During the meeting, Customs Zonal Coordinator, Lagos, Assistant Comptroller General of Customs, Mr. Charles Edike, said efforts are being made to acquire scanners. Edike said new scanners will address all examination issues at the ports, recalling that it was a nightmare for him as Controller at Apapa port when the scanners collapsed.

Among other efforts of the Ports regulator to ensure the Nigerian ports achieve efficiency that can position Nigeria as a hub include the introduction of Cargo Tracking Note (CTN) which will reduce the decades of fraudulent practices, including under-declaration, concealment of cargo by the importers/exporters and shipping companies. CTN also has security benefits as the cargo is monitored from port of loading to port of destination.

The council is also promoting Inland Container Depots (ICDs), which are described as dry ports to take shipping services closer to shippers at any geo-political zone. This will save the shippers the nightmare of having to come to Lagos to clear the goods as the container can be delivered to him through the ICDs.

With efficient rail services, this will check congestion in the Lagos ports, thereby addressing years of Apapa gridlock, and enhancing Nigeria’s chances of becoming a hub port. NPA recently decided to register only trucks that are roadworthy to carry goods from the Lagos ports. This exercise, according to the General Manager, Western Zone, Chief Michael Ajayi, will check cases of trucks breakdown on the Apapa access roads.

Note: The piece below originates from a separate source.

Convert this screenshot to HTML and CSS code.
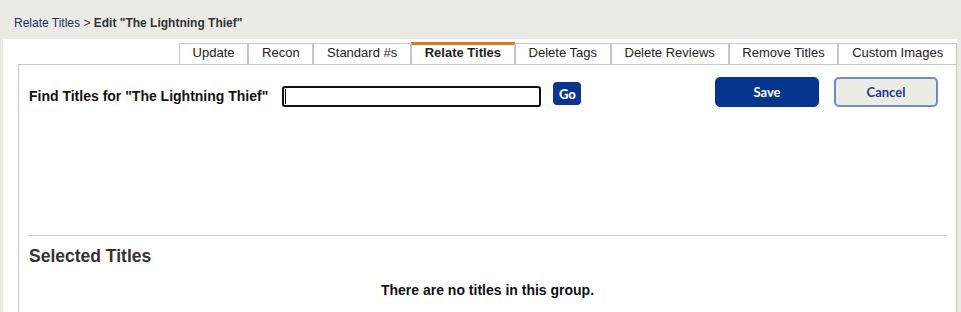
FILE: index.html
```html
<!DOCTYPE html>
<html lang="en">
<head>
<meta charset="utf-8">
<title>Edit "The Lightning Thief"</title>
<link rel="stylesheet" href="styles.css">
</head>
<body>
<header class="crumbs">
  <a class="crumb-link" href="#">Relate Titles</a> <span class="crumb-sep">&gt;</span> <strong class="crumb-current">Edit "The Lightning Thief"</strong>
</header>
<main class="content">
  <nav class="tabs">
    <a class="tab" href="#">Update</a>
    <a class="tab" href="#">Recon</a>
    <a class="tab" href="#">Standard #s</a>
    <a class="tab tab-active" href="#">Relate Titles</a>
    <a class="tab" href="#">Delete Tags</a>
    <a class="tab" href="#">Delete Reviews</a>
    <a class="tab" href="#">Remove Titles</a>
    <a class="tab" href="#">Custom Images</a>
  </nav>
  <section class="panel">
    <div class="find-area">
      <div class="find-row">
        <div class="find-group">
          <label class="find-label" for="find">Find Titles for "The Lightning Thief"</label>
          <span class="field"><input id="find" class="find-input" type="text"><span class="caret"></span></span>
          <button class="go-btn" type="button">Go</button>
        </div>
        <div class="actions">
          <button class="btn btn-save" type="button">Save</button>
          <button class="btn btn-cancel" type="button">Cancel</button>
        </div>
      </div>
    </div>
    <h2 class="section-title">Selected Titles</h2>
    <p class="empty">There are no titles in this group.</p>
  </section>
</main>
</body>
</html>
```
FILE: styles.css
```css
* { box-sizing: border-box; }

html, body {
  margin: 0;
  padding: 0;
}

body {
  background: #ebebe6;
  font-family: "Liberation Sans", Arial, sans-serif;
  color: #222;
  height: 312px;
  overflow: hidden;
}

.crumbs {
  height: 39px;
  padding: 16px 0 0 14px;
  font-size: 12px;
  line-height: 14px;
  color: #333;
}

.crumb-link {
  color: #1b2a6b;
  text-decoration: none;
}

.crumb-sep {
  color: #333;
}

.crumb-current {
  font-weight: bold;
  color: #333;
}

.content {
  background: #fff;
  margin: 0 4px 0 3px;
  height: calc(100% - 39px);
  padding-top: 4px;
}

.tabs {
  display: flex;
  justify-content: flex-end;
}

.tab {
  display: block;
  border: 1px solid #c6c6c6;
  border-bottom: none;
  padding: 0 12.75px 3px;
  height: 21px;
  line-height: 17px;
  font-size: 13px;
  color: #222;
  text-decoration: none;
  white-space: nowrap;
}

.tab-active {
  margin-top: -1px;
  height: 22px;
  border-top: 3px solid #e2761b;
  font-weight: bold;
  line-height: 15px;
  padding-bottom: 4px;
}

.panel {
  margin-left: 15px;
  border: 1px solid #c8c8c8;
  border-bottom: none;
  padding: 12px 10px 0 10px;
  height: 260px;
}

.find-area {
  height: 159px;
  border-bottom: 1px solid #cccccc;
  margin-left: -1px;
}

.find-row {
  display: flex;
  justify-content: space-between;
  align-items: flex-start;
}

.find-group {
  display: flex;
  align-items: flex-start;
  padding-left: 1px;
}

.find-label {
  margin-top: 9px;
  font-size: 14px;
  font-weight: bold;
  line-height: 21px;
  color: #111;
  white-space: nowrap;
}

.field {
  position: relative;
  display: block;
  margin-top: 9px;
  margin-left: 14px;
}

.find-input {
  display: block;
  width: 259px;
  height: 21px;
  border: 2px solid #111;
  border-radius: 3px;
  background: #fff;
  outline: none;
  padding: 0 3px;
  font-family: "Liberation Sans", Arial, sans-serif;
  font-size: 13px;
}

.caret {
  position: absolute;
  left: 3px;
  top: 3px;
  width: 1px;
  height: 15px;
  background: #000;
}

.go-btn {
  margin-top: 5px;
  margin-left: 12px;
  width: 28px;
  height: 23px;
  border: none;
  border-radius: 4px;
  background: #0a3592;
  color: #fff;
  font-family: Lato, "Open Sans", sans-serif;
  font-weight: 900;
  font-size: 13px;
  padding: 0;
}

.actions {
  display: flex;
  gap: 15px;
  margin-right: 8px;
}

.btn {
  width: 104px;
  height: 30px;
  border-radius: 5px;
  font-family: Lato, "Open Sans", sans-serif;
  font-weight: bold;
  font-size: 13px;
  padding: 0;
}

.btn-save {
  background: #04358f;
  border: 1px solid #04358f;
  color: #fff;
}

.btn-cancel {
  background: #ecece7;
  border: 2px solid #6e8dbf;
  color: #1f3c86;
}

.section-title {
  margin: 10px 0 0 0;
  font-size: 17.5px;
  line-height: 20px;
  font-weight: bold;
  color: #333;
}

.empty {
  margin: 16px 0 0 0;
  text-align: center;
  font-size: 14px;
  line-height: 16px;
  font-weight: bold;
  color: #111;
}
```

The management of the NPA, apart from coordinating the deep seaport projects in the country, has also been involved in maintenance dredging of the ports in what is intended also to position Nigerian port as one of the contenders in the hub port position in the sub-region. Since security remains very important in every business environment, the management of NIMASA has also been involved in the fight against piracy on the nation’s territorial waters in order to remove any obstacle on Nigeria’s quest for the hub status position.